Write out each line in which the string "page" is present.

-*-

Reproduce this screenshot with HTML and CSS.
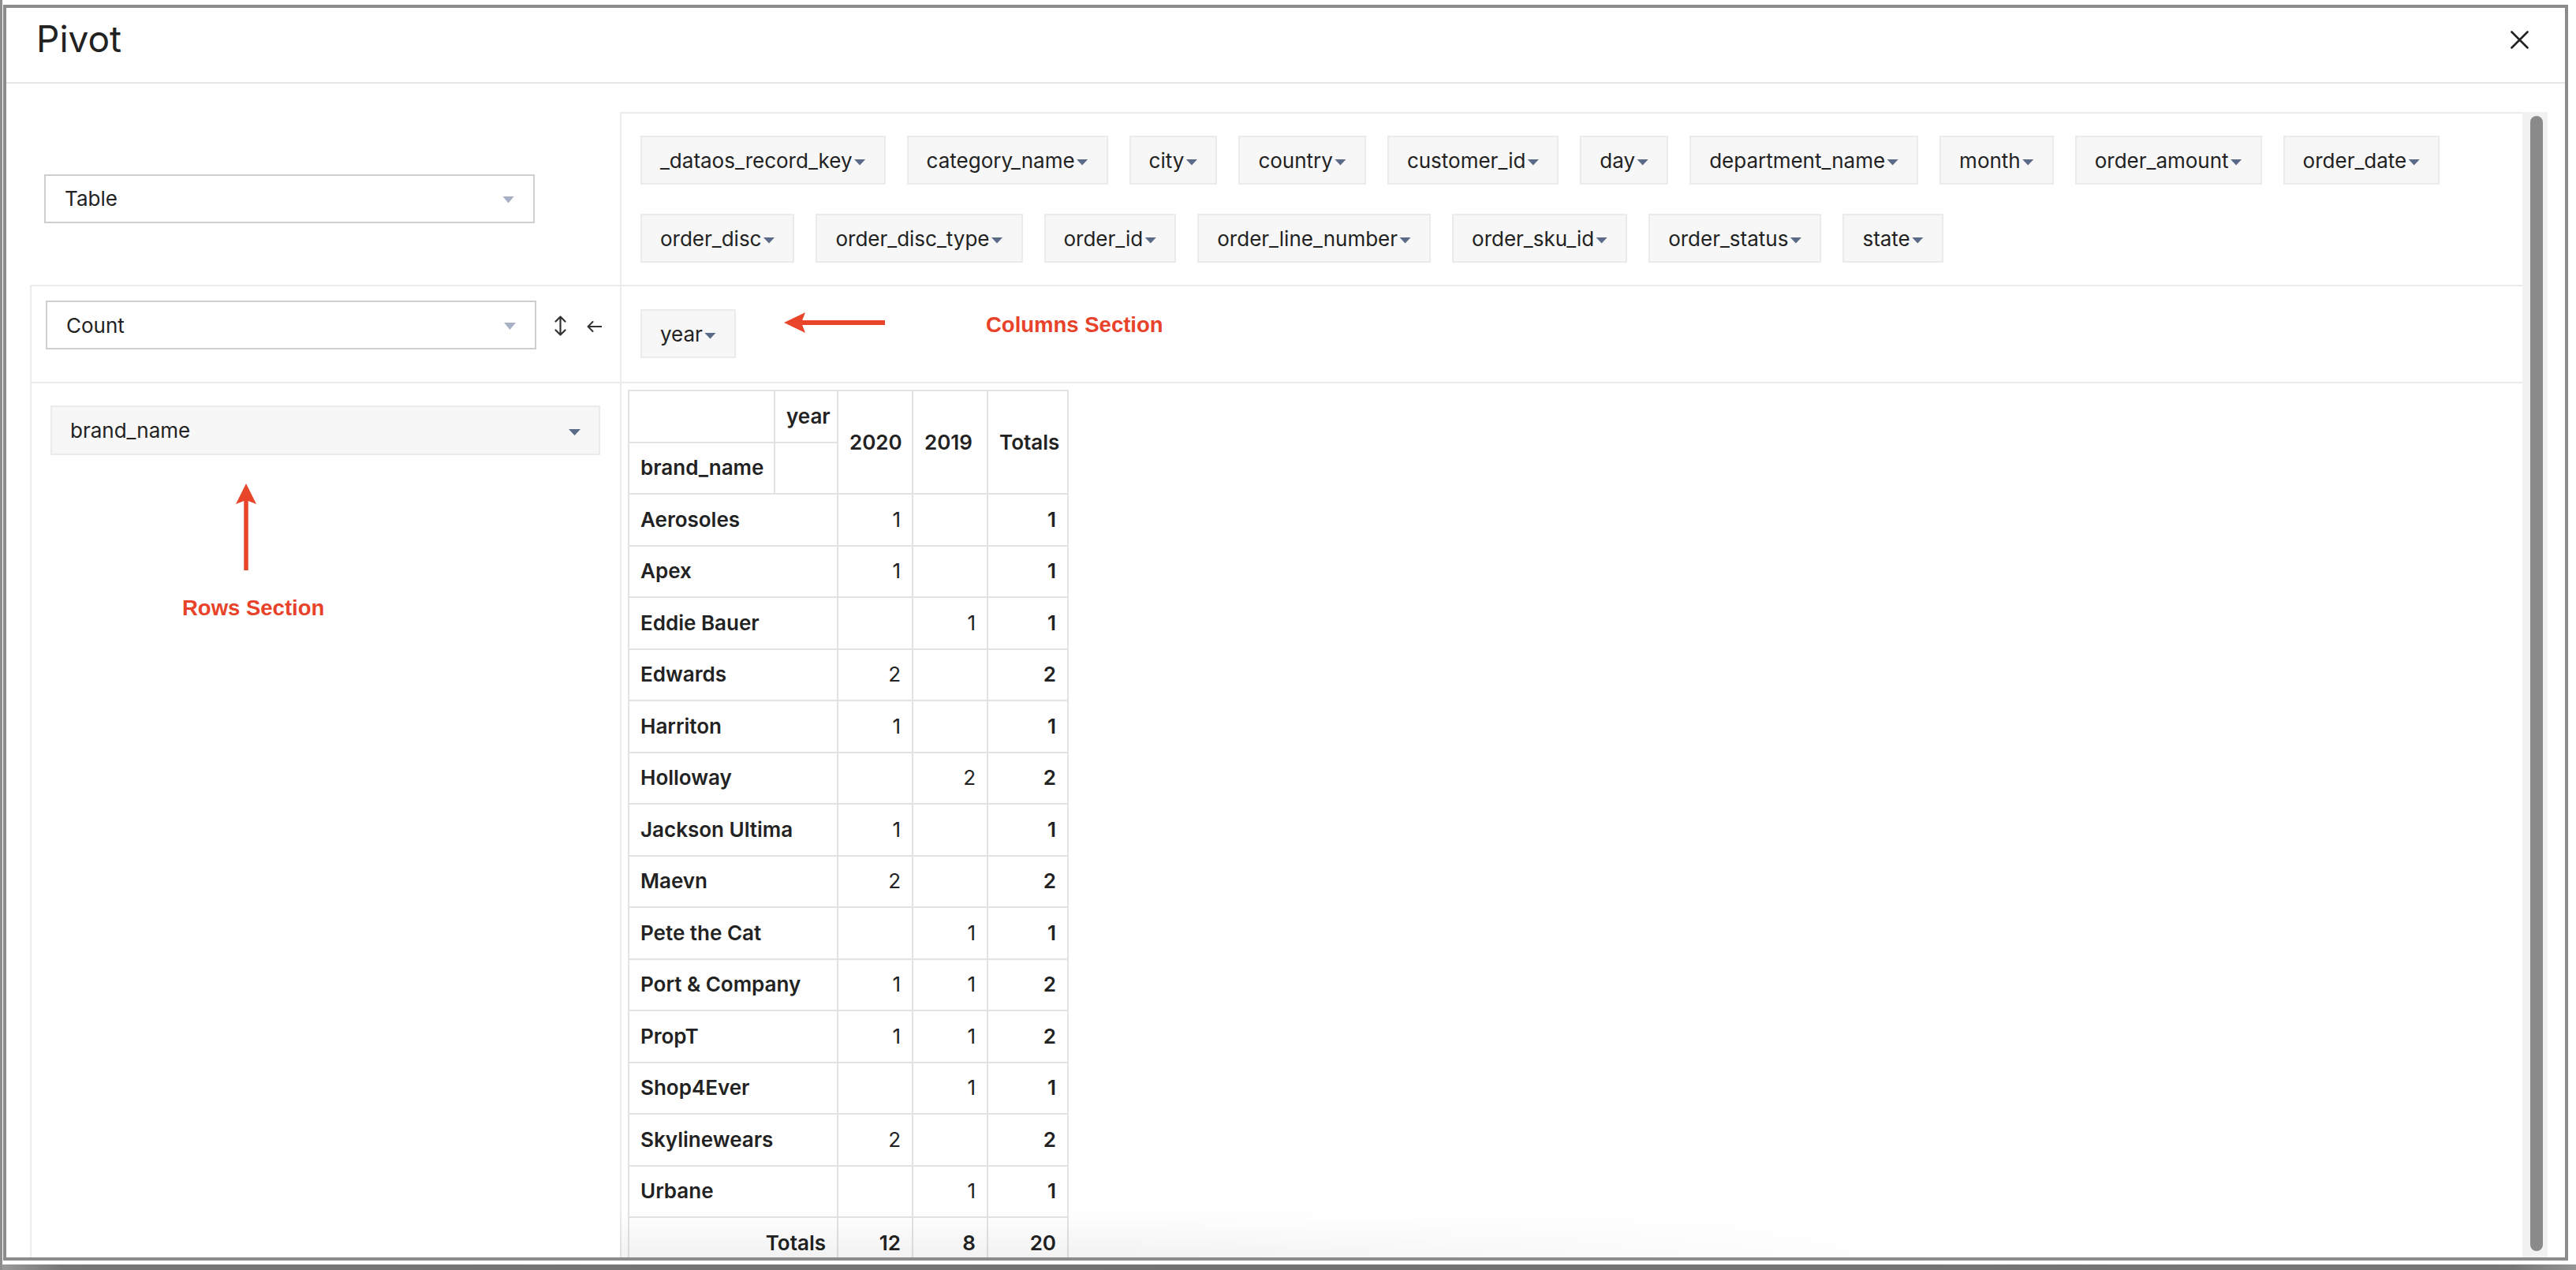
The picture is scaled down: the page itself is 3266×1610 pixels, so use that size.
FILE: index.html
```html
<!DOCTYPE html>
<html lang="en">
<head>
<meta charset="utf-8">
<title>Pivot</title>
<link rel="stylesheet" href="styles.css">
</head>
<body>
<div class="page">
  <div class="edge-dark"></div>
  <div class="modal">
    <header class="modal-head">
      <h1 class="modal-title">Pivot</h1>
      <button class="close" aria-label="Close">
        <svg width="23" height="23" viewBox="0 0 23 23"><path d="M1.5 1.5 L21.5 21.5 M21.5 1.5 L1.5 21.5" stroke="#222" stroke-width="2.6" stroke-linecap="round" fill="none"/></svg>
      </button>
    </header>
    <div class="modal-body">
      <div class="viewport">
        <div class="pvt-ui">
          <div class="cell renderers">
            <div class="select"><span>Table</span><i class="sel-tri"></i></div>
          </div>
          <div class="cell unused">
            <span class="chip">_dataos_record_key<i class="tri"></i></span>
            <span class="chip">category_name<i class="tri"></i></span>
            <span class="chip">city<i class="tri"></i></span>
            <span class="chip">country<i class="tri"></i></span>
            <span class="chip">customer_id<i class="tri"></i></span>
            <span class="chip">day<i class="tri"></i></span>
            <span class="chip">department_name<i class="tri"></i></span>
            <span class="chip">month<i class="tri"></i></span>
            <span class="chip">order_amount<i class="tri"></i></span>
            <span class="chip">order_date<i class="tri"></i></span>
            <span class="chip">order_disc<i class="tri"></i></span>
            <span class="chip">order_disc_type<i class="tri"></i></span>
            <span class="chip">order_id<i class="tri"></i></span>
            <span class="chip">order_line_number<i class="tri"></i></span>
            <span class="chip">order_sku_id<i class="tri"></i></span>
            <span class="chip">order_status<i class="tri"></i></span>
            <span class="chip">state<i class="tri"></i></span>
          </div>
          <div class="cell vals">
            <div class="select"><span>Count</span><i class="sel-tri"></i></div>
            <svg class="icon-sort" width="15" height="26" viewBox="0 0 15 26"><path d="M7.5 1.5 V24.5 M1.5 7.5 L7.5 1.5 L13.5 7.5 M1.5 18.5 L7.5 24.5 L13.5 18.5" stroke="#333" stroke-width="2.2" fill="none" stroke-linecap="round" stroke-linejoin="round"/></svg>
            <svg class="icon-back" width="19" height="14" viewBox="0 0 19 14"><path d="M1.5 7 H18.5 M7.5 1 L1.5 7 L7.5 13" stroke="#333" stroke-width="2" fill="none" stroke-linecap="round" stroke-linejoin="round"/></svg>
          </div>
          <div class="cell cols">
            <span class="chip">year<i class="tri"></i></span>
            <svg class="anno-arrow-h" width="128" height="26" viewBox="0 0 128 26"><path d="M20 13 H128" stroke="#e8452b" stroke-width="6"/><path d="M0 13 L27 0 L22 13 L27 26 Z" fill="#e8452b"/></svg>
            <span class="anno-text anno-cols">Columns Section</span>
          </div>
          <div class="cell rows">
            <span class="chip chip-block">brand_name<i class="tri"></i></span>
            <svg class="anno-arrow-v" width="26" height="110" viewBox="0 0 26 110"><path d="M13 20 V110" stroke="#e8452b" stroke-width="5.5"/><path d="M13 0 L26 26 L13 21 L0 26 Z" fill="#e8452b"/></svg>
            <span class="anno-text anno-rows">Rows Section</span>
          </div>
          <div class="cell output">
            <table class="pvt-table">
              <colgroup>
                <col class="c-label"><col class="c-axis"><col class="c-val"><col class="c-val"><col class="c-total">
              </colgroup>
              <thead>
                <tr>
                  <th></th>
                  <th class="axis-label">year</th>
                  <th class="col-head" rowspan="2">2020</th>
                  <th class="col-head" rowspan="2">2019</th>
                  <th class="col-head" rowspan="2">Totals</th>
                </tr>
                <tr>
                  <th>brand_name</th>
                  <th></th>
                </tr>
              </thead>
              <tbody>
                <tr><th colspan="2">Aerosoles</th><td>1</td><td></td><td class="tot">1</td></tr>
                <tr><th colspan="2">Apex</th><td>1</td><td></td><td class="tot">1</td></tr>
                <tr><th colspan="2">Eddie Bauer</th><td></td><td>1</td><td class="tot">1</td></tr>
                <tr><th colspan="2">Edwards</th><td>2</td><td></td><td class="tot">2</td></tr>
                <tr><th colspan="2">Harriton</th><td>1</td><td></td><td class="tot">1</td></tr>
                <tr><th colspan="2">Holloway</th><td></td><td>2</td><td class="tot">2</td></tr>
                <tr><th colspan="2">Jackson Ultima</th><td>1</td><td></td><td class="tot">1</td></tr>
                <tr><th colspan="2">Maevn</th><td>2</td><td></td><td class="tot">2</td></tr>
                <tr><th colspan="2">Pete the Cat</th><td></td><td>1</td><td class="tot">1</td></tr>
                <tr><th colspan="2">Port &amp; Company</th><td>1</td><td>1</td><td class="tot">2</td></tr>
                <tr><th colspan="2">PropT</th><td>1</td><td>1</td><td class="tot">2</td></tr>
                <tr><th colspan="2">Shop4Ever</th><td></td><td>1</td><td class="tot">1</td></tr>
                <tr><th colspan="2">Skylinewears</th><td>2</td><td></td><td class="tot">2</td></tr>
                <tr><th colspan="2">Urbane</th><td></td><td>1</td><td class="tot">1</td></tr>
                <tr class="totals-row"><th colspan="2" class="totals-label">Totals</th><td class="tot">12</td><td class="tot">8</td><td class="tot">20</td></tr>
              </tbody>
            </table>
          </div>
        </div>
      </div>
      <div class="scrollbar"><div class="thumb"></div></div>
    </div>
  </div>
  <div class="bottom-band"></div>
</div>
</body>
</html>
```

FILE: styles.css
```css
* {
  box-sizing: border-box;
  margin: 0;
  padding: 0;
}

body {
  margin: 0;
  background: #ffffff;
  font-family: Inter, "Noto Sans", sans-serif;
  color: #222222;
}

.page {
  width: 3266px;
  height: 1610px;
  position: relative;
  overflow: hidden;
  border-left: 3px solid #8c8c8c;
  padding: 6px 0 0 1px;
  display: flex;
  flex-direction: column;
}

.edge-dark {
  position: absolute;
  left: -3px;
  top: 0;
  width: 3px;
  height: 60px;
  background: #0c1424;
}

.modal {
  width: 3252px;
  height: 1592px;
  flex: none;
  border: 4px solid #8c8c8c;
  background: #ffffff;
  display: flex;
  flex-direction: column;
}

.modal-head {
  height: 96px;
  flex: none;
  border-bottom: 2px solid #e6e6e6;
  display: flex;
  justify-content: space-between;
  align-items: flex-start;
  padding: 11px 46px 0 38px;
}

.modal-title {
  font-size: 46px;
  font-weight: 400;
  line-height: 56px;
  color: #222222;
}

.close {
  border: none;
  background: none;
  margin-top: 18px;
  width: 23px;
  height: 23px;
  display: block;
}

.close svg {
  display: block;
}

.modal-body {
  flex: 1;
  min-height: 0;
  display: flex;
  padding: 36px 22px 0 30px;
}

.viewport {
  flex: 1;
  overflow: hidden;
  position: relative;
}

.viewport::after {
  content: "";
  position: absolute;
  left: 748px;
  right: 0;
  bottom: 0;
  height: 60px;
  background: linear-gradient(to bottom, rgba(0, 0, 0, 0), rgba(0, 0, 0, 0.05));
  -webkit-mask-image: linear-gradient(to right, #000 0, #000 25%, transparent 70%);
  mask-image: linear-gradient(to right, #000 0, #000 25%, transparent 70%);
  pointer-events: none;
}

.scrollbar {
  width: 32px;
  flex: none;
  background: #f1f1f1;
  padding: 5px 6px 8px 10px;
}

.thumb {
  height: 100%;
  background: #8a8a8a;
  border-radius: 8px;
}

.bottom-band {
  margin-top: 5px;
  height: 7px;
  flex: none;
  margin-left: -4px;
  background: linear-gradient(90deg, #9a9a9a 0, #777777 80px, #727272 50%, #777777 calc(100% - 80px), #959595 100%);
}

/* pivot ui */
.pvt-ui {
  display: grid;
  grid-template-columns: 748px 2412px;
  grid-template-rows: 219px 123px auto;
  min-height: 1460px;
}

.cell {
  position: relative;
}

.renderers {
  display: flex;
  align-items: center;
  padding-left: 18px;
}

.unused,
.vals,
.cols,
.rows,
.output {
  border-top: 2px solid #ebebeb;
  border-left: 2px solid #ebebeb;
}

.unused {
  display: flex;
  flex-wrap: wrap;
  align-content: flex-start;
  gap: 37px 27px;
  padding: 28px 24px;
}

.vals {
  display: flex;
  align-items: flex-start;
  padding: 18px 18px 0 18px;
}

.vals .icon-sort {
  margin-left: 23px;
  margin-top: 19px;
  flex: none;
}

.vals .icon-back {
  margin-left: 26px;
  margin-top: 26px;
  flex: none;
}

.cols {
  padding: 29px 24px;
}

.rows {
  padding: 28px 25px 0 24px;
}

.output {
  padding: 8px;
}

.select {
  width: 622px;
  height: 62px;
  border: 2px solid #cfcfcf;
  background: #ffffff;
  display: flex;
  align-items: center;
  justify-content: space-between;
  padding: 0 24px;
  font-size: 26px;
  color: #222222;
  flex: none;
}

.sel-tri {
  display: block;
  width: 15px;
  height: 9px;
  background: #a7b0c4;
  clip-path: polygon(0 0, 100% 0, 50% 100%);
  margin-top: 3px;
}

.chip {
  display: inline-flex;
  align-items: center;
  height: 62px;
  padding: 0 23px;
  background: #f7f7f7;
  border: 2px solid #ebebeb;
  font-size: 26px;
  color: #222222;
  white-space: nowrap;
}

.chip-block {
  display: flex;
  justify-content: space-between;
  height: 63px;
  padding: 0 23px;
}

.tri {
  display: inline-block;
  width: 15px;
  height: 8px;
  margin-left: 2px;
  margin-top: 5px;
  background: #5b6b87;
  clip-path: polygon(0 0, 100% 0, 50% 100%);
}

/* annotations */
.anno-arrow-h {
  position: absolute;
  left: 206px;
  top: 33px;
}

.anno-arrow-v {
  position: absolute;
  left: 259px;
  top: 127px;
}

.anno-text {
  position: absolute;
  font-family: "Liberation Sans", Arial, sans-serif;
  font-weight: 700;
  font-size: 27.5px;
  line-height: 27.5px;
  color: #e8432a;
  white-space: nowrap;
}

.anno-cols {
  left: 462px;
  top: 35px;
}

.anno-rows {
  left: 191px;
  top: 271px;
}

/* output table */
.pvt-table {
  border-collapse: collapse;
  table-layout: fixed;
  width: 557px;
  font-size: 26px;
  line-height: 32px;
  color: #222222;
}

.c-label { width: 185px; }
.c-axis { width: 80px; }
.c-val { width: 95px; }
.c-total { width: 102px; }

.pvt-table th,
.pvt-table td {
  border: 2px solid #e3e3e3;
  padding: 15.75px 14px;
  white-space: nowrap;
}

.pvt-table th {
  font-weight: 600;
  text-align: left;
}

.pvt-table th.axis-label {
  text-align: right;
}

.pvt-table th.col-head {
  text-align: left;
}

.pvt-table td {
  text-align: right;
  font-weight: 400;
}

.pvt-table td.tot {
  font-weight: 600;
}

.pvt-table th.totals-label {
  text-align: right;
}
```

-*-

## SOLUTION TO THIS EXERCISE
The picture is scaled down: the page itself is 3266×1610 pixels, so use that size.
<div class="page">
.page {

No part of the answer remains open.